=== PROVIDED MATERIAL ===

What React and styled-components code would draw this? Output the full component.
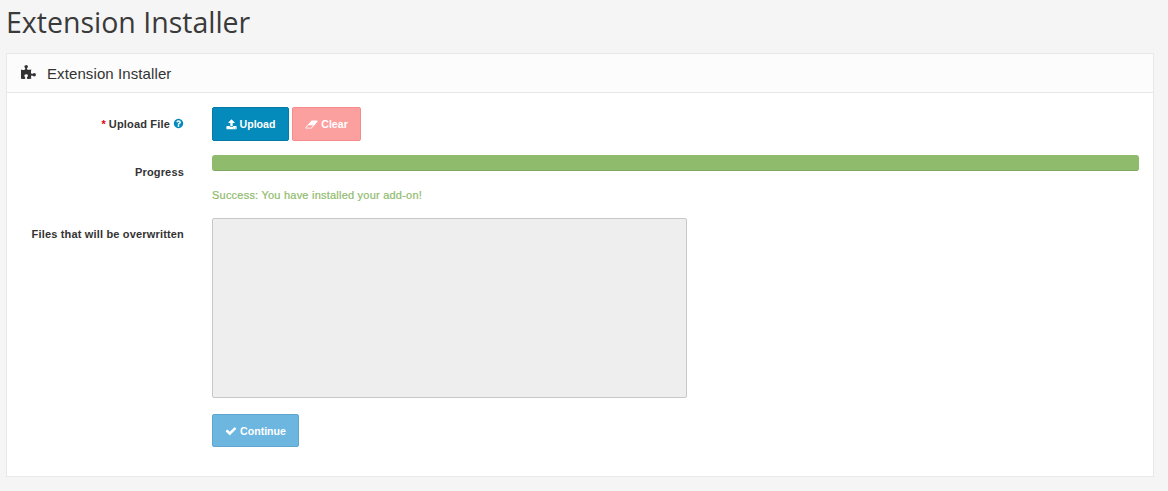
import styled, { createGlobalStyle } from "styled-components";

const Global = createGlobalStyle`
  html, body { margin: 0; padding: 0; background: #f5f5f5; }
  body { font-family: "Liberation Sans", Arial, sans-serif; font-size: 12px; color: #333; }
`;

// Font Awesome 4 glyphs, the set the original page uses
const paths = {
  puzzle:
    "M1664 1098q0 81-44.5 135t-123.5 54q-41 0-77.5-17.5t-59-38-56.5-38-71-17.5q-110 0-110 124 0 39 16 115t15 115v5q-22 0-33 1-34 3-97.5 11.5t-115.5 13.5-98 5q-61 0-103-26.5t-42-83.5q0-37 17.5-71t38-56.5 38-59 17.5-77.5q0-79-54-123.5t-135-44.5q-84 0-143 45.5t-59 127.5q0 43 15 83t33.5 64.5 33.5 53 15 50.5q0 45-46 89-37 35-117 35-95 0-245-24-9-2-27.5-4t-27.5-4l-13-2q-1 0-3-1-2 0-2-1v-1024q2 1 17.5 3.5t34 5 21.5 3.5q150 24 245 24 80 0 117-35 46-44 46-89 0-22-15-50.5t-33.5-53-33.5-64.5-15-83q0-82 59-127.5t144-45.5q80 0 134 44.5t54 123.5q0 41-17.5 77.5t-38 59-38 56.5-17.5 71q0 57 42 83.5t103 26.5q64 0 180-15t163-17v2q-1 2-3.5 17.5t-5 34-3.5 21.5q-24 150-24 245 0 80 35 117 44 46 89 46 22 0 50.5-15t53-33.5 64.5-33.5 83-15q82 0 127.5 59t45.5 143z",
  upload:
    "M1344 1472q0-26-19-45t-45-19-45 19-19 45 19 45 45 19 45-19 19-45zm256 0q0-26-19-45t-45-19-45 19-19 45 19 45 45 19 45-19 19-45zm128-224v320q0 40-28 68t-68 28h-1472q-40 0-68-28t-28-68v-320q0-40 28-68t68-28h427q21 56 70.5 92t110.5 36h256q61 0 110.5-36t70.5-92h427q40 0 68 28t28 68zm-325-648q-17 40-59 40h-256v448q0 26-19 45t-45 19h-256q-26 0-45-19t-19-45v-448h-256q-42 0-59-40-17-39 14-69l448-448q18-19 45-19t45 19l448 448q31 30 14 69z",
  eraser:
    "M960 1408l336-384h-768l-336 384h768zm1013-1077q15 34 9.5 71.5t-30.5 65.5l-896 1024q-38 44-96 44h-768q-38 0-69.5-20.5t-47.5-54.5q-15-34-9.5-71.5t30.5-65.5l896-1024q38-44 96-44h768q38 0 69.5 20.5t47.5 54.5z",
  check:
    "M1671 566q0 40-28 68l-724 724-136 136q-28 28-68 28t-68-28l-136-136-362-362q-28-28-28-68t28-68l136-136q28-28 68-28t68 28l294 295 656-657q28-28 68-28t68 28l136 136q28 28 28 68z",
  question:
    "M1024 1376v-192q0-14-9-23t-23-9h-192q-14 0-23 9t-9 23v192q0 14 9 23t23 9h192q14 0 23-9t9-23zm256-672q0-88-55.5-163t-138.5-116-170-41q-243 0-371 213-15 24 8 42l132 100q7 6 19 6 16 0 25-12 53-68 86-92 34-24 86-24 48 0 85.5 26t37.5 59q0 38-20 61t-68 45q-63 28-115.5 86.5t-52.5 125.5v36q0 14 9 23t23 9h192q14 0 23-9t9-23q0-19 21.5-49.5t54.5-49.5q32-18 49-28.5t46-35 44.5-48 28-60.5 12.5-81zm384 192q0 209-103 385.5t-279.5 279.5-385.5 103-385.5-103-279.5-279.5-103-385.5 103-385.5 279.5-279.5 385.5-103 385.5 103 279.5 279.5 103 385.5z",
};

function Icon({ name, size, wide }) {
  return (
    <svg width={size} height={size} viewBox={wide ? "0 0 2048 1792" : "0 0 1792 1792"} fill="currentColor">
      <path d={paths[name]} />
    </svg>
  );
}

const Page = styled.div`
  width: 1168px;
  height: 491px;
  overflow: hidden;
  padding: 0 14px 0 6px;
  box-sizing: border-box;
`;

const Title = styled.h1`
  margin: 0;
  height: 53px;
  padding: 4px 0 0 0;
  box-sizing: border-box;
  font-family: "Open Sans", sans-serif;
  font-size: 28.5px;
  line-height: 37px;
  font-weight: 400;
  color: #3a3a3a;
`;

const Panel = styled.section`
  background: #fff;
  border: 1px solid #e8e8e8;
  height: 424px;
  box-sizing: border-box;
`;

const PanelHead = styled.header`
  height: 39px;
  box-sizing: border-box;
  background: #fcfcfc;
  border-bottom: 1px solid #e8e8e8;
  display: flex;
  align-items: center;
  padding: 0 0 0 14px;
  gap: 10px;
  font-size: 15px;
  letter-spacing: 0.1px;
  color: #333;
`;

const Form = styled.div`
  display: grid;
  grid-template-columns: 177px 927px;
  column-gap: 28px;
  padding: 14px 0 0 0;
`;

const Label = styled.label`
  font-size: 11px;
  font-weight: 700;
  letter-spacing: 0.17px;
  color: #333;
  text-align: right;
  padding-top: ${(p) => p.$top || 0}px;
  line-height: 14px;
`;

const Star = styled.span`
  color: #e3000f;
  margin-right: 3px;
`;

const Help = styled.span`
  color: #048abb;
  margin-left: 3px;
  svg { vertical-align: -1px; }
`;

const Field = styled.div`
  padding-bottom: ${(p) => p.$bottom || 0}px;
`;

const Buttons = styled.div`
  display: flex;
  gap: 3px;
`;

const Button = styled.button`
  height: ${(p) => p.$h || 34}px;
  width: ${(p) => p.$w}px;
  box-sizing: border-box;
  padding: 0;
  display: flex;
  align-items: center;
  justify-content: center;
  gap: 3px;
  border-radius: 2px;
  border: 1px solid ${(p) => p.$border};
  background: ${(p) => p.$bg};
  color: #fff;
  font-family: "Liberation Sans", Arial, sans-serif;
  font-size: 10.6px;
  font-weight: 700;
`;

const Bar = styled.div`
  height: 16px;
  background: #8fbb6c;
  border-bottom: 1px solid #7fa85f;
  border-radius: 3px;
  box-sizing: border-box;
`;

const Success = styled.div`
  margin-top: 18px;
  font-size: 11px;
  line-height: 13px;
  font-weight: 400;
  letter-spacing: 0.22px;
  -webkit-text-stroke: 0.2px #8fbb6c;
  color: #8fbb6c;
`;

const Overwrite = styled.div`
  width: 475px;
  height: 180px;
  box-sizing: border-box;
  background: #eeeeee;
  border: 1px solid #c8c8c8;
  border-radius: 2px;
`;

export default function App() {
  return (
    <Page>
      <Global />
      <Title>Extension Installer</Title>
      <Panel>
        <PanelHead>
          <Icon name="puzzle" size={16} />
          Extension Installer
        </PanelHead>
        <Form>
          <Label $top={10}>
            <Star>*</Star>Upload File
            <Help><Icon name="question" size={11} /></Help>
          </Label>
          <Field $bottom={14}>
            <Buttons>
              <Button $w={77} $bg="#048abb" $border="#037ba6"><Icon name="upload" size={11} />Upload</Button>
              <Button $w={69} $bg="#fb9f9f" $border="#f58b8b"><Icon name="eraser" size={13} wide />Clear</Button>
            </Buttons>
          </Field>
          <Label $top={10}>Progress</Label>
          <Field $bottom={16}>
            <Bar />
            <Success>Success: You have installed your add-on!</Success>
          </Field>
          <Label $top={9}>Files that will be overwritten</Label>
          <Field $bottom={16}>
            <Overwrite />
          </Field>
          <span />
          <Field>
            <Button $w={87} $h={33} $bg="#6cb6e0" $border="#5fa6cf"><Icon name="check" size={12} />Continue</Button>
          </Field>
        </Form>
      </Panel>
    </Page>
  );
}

=== WHAT TO PRODUCE ===
Please write out all of the material above without changing a word, and omit any pictures.

=== FINISHED ANSWER ===
What React and styled-components code would draw this? Output the full component.
import styled, { createGlobalStyle } from "styled-components";

const Global = createGlobalStyle`
  html, body { margin: 0; padding: 0; background: #f5f5f5; }
  body { font-family: "Liberation Sans", Arial, sans-serif; font-size: 12px; color: #333; }
`;

// Font Awesome 4 glyphs, the set the original page uses
const paths = {
  puzzle:
    "M1664 1098q0 81-44.5 135t-123.5 54q-41 0-77.5-17.5t-59-38-56.5-38-71-17.5q-110 0-110 124 0 39 16 115t15 115v5q-22 0-33 1-34 3-97.5 11.5t-115.5 13.5-98 5q-61 0-103-26.5t-42-83.5q0-37 17.5-71t38-56.5 38-59 17.5-77.5q0-79-54-123.5t-135-44.5q-84 0-143 45.5t-59 127.5q0 43 15 83t33.5 64.5 33.5 53 15 50.5q0 45-46 89-37 35-117 35-95 0-245-24-9-2-27.5-4t-27.5-4l-13-2q-1 0-3-1-2 0-2-1v-1024q2 1 17.5 3.5t34 5 21.5 3.5q150 24 245 24 80 0 117-35 46-44 46-89 0-22-15-50.5t-33.5-53-33.5-64.5-15-83q0-82 59-127.5t144-45.5q80 0 134 44.5t54 123.5q0 41-17.5 77.5t-38 59-38 56.5-17.5 71q0 57 42 83.5t103 26.5q64 0 180-15t163-17v2q-1 2-3.5 17.5t-5 34-3.5 21.5q-24 150-24 245 0 80 35 117 44 46 89 46 22 0 50.5-15t53-33.5 64.5-33.5 83-15q82 0 127.5 59t45.5 143z",
  upload:
    "M1344 1472q0-26-19-45t-45-19-45 19-19 45 19 45 45 19 45-19 19-45zm256 0q0-26-19-45t-45-19-45 19-19 45 19 45 45 19 45-19 19-45zm128-224v320q0 40-28 68t-68 28h-1472q-40 0-68-28t-28-68v-320q0-40 28-68t68-28h427q21 56 70.5 92t110.5 36h256q61 0 110.5-36t70.5-92h427q40 0 68 28t28 68zm-325-648q-17 40-59 40h-256v448q0 26-19 45t-45 19h-256q-26 0-45-19t-19-45v-448h-256q-42 0-59-40-17-39 14-69l448-448q18-19 45-19t45 19l448 448q31 30 14 69z",
  eraser:
    "M960 1408l336-384h-768l-336 384h768zm1013-1077q15 34 9.5 71.5t-30.5 65.5l-896 1024q-38 44-96 44h-768q-38 0-69.5-20.5t-47.5-54.5q-15-34-9.5-71.5t30.5-65.5l896-1024q38-44 96-44h768q38 0 69.5 20.5t47.5 54.5z",
  check:
    "M1671 566q0 40-28 68l-724 724-136 136q-28 28-68 28t-68-28l-136-136-362-362q-28-28-28-68t28-68l136-136q28-28 68-28t68 28l294 295 656-657q28-28 68-28t68 28l136 136q28 28 28 68z",
  question:
    "M1024 1376v-192q0-14-9-23t-23-9h-192q-14 0-23 9t-9 23v192q0 14 9 23t23 9h192q14 0 23-9t9-23zm256-672q0-88-55.5-163t-138.5-116-170-41q-243 0-371 213-15 24 8 42l132 100q7 6 19 6 16 0 25-12 53-68 86-92 34-24 86-24 48 0 85.5 26t37.5 59q0 38-20 61t-68 45q-63 28-115.5 86.5t-52.5 125.5v36q0 14 9 23t23 9h192q14 0 23-9t9-23q0-19 21.5-49.5t54.5-49.5q32-18 49-28.5t46-35 44.5-48 28-60.5 12.5-81zm384 192q0 209-103 385.5t-279.5 279.5-385.5 103-385.5-103-279.5-279.5-103-385.5 103-385.5 279.5-279.5 385.5-103 385.5 103 279.5 279.5 103 385.5z",
};

function Icon({ name, size, wide }) {
  return (
    <svg width={size} height={size} viewBox={wide ? "0 0 2048 1792" : "0 0 1792 1792"} fill="currentColor">
      <path d={paths[name]} />
    </svg>
  );
}

const Page = styled.div`
  width: 1168px;
  height: 491px;
  overflow: hidden;
  padding: 0 14px 0 6px;
  box-sizing: border-box;
`;

const Title = styled.h1`
  margin: 0;
  height: 53px;
  padding: 4px 0 0 0;
  box-sizing: border-box;
  font-family: "Open Sans", sans-serif;
  font-size: 28.5px;
  line-height: 37px;
  font-weight: 400;
  color: #3a3a3a;
`;

const Panel = styled.section`
  background: #fff;
  border: 1px solid #e8e8e8;
  height: 424px;
  box-sizing: border-box;
`;

const PanelHead = styled.header`
  height: 39px;
  box-sizing: border-box;
  background: #fcfcfc;
  border-bottom: 1px solid #e8e8e8;
  display: flex;
  align-items: center;
  padding: 0 0 0 14px;
  gap: 10px;
  font-size: 15px;
  letter-spacing: 0.1px;
  color: #333;
`;

const Form = styled.div`
  display: grid;
  grid-template-columns: 177px 927px;
  column-gap: 28px;
  padding: 14px 0 0 0;
`;

const Label = styled.label`
  font-size: 11px;
  font-weight: 700;
  letter-spacing: 0.17px;
  color: #333;
  text-align: right;
  padding-top: ${(p) => p.$top || 0}px;
  line-height: 14px;
`;

const Star = styled.span`
  color: #e3000f;
  margin-right: 3px;
`;

const Help = styled.span`
  color: #048abb;
  margin-left: 3px;
  svg { vertical-align: -1px; }
`;

const Field = styled.div`
  padding-bottom: ${(p) => p.$bottom || 0}px;
`;

const Buttons = styled.div`
  display: flex;
  gap: 3px;
`;

const Button = styled.button`
  height: ${(p) => p.$h || 34}px;
  width: ${(p) => p.$w}px;
  box-sizing: border-box;
  padding: 0;
  display: flex;
  align-items: center;
  justify-content: center;
  gap: 3px;
  border-radius: 2px;
  border: 1px solid ${(p) => p.$border};
  background: ${(p) => p.$bg};
  color: #fff;
  font-family: "Liberation Sans", Arial, sans-serif;
  font-size: 10.6px;
  font-weight: 700;
`;

const Bar = styled.div`
  height: 16px;
  background: #8fbb6c;
  border-bottom: 1px solid #7fa85f;
  border-radius: 3px;
  box-sizing: border-box;
`;

const Success = styled.div`
  margin-top: 18px;
  font-size: 11px;
  line-height: 13px;
  font-weight: 400;
  letter-spacing: 0.22px;
  -webkit-text-stroke: 0.2px #8fbb6c;
  color: #8fbb6c;
`;

const Overwrite = styled.div`
  width: 475px;
  height: 180px;
  box-sizing: border-box;
  background: #eeeeee;
  border: 1px solid #c8c8c8;
  border-radius: 2px;
`;

export default function App() {
  return (
    <Page>
      <Global />
      <Title>Extension Installer</Title>
      <Panel>
        <PanelHead>
          <Icon name="puzzle" size={16} />
          Extension Installer
        </PanelHead>
        <Form>
          <Label $top={10}>
            <Star>*</Star>Upload File
            <Help><Icon name="question" size={11} /></Help>
          </Label>
          <Field $bottom={14}>
            <Buttons>
              <Button $w={77} $bg="#048abb" $border="#037ba6"><Icon name="upload" size={11} />Upload</Button>
              <Button $w={69} $bg="#fb9f9f" $border="#f58b8b"><Icon name="eraser" size={13} wide />Clear</Button>
            </Buttons>
          </Field>
          <Label $top={10}>Progress</Label>
          <Field $bottom={16}>
            <Bar />
            <Success>Success: You have installed your add-on!</Success>
          </Field>
          <Label $top={9}>Files that will be overwritten</Label>
          <Field $bottom={16}>
            <Overwrite />
          </Field>
          <span />
          <Field>
            <Button $w={87} $h={33} $bg="#6cb6e0" $border="#5fa6cf"><Icon name="check" size={12} />Continue</Button>
          </Field>
        </Form>
      </Panel>
    </Page>
  );
}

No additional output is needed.